**What is needed:**
Would you pull out every line of the material that contains the string "styles"?

[Web page code records]
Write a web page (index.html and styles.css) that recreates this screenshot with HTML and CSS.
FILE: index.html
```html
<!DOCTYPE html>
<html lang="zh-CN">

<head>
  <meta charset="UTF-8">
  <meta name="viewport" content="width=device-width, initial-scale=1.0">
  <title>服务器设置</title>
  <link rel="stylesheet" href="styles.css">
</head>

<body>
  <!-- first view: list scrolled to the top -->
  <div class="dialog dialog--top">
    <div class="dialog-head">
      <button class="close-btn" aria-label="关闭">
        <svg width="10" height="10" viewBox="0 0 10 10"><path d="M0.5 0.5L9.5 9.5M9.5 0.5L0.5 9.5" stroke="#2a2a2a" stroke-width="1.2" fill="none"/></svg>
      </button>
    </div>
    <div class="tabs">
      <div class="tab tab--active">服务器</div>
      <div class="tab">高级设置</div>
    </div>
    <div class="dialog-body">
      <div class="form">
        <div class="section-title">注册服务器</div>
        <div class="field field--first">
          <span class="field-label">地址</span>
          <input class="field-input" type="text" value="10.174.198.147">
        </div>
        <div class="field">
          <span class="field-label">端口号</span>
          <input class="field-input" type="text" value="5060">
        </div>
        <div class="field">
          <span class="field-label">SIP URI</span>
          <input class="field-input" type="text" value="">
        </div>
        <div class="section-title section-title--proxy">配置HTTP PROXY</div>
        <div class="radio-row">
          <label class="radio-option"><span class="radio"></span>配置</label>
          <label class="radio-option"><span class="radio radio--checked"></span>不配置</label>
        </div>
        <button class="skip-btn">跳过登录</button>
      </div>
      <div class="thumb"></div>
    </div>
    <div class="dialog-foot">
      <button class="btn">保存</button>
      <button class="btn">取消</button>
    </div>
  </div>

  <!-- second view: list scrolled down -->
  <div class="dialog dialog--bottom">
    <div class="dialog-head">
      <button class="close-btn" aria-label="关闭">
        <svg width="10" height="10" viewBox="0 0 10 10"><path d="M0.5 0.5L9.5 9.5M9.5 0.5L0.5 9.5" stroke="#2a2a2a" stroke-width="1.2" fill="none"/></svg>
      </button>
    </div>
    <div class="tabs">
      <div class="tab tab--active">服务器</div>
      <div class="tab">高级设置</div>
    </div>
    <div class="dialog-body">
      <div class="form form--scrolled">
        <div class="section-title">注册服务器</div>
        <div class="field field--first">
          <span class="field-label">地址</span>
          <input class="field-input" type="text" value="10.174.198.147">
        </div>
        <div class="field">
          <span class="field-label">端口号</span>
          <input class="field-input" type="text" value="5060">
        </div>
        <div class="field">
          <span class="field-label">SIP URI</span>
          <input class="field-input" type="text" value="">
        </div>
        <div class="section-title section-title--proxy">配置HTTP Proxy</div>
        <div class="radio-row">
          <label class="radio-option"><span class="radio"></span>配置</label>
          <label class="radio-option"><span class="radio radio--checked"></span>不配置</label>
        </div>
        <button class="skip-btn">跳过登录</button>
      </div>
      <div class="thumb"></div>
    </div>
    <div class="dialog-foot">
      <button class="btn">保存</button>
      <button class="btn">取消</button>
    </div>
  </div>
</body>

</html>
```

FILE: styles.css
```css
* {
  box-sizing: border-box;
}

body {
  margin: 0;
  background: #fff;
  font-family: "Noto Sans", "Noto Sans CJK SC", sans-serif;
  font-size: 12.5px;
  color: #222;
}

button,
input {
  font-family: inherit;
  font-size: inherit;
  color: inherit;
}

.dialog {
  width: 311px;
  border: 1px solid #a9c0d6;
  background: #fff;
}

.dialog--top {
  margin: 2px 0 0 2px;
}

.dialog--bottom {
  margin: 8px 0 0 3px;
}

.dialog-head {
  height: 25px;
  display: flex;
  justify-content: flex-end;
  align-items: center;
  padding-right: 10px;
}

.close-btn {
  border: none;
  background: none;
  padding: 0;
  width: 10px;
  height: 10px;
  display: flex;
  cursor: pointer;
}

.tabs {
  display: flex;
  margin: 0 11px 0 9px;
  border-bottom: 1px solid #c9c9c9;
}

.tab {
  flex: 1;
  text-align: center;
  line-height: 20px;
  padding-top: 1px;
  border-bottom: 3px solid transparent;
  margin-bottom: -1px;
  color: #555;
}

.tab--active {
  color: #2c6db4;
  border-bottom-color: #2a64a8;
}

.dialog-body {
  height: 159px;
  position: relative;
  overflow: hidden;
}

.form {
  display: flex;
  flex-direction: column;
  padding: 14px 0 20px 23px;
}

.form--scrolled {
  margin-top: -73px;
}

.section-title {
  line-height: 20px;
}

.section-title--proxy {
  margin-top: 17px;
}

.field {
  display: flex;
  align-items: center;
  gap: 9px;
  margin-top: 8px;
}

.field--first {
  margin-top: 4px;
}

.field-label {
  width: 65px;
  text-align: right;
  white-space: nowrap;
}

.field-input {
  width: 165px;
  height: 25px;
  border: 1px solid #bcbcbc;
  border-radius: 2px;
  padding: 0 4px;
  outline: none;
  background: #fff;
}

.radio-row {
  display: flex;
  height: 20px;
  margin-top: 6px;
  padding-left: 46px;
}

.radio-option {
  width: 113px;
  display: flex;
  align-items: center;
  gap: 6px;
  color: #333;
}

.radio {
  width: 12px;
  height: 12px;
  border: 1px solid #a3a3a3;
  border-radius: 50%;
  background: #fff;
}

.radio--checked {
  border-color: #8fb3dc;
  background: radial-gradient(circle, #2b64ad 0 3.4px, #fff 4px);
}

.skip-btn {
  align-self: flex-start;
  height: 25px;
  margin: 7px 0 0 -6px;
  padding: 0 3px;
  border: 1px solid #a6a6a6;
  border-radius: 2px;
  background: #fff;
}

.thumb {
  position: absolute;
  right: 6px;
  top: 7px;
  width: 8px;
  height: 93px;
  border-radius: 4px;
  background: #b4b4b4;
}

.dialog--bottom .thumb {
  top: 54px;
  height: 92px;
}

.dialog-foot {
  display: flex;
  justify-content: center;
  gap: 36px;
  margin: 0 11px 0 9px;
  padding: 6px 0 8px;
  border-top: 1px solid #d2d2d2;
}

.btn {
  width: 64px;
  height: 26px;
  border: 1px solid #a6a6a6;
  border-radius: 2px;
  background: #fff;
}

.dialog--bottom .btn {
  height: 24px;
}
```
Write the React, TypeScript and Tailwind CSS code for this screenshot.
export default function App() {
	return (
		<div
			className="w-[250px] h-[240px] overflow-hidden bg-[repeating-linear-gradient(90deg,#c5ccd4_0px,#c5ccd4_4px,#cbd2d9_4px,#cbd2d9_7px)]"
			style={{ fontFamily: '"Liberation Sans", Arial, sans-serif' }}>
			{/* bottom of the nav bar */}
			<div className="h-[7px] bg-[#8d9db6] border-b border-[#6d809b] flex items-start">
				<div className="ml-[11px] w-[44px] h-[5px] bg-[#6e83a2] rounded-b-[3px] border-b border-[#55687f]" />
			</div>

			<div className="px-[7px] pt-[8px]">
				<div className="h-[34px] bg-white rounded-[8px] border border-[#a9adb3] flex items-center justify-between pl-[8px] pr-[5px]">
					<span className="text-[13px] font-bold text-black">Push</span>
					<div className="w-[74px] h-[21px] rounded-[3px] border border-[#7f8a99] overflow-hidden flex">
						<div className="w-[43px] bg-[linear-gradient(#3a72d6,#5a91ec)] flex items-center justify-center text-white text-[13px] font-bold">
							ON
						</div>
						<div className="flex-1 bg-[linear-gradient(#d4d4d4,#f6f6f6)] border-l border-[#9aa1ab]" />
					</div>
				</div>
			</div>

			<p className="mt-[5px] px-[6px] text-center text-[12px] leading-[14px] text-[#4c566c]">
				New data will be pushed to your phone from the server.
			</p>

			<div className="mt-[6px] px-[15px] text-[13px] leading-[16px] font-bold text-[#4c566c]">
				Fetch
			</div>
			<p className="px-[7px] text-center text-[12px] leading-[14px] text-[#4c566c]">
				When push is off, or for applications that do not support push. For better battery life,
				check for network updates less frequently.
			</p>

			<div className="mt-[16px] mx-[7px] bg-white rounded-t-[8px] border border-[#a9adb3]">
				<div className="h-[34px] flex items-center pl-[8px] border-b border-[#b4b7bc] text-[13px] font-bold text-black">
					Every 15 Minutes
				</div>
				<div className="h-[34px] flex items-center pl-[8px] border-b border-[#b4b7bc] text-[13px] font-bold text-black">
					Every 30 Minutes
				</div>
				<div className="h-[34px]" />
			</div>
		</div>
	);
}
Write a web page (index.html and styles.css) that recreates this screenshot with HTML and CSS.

**Task answer:**
Write a web page (index.html and styles.css) that recreates this screenshot with HTML and CSS.
  <link rel="stylesheet" href="styles.css">
FILE: styles.css
Write a web page (index.html and styles.css) that recreates this screenshot with HTML and CSS.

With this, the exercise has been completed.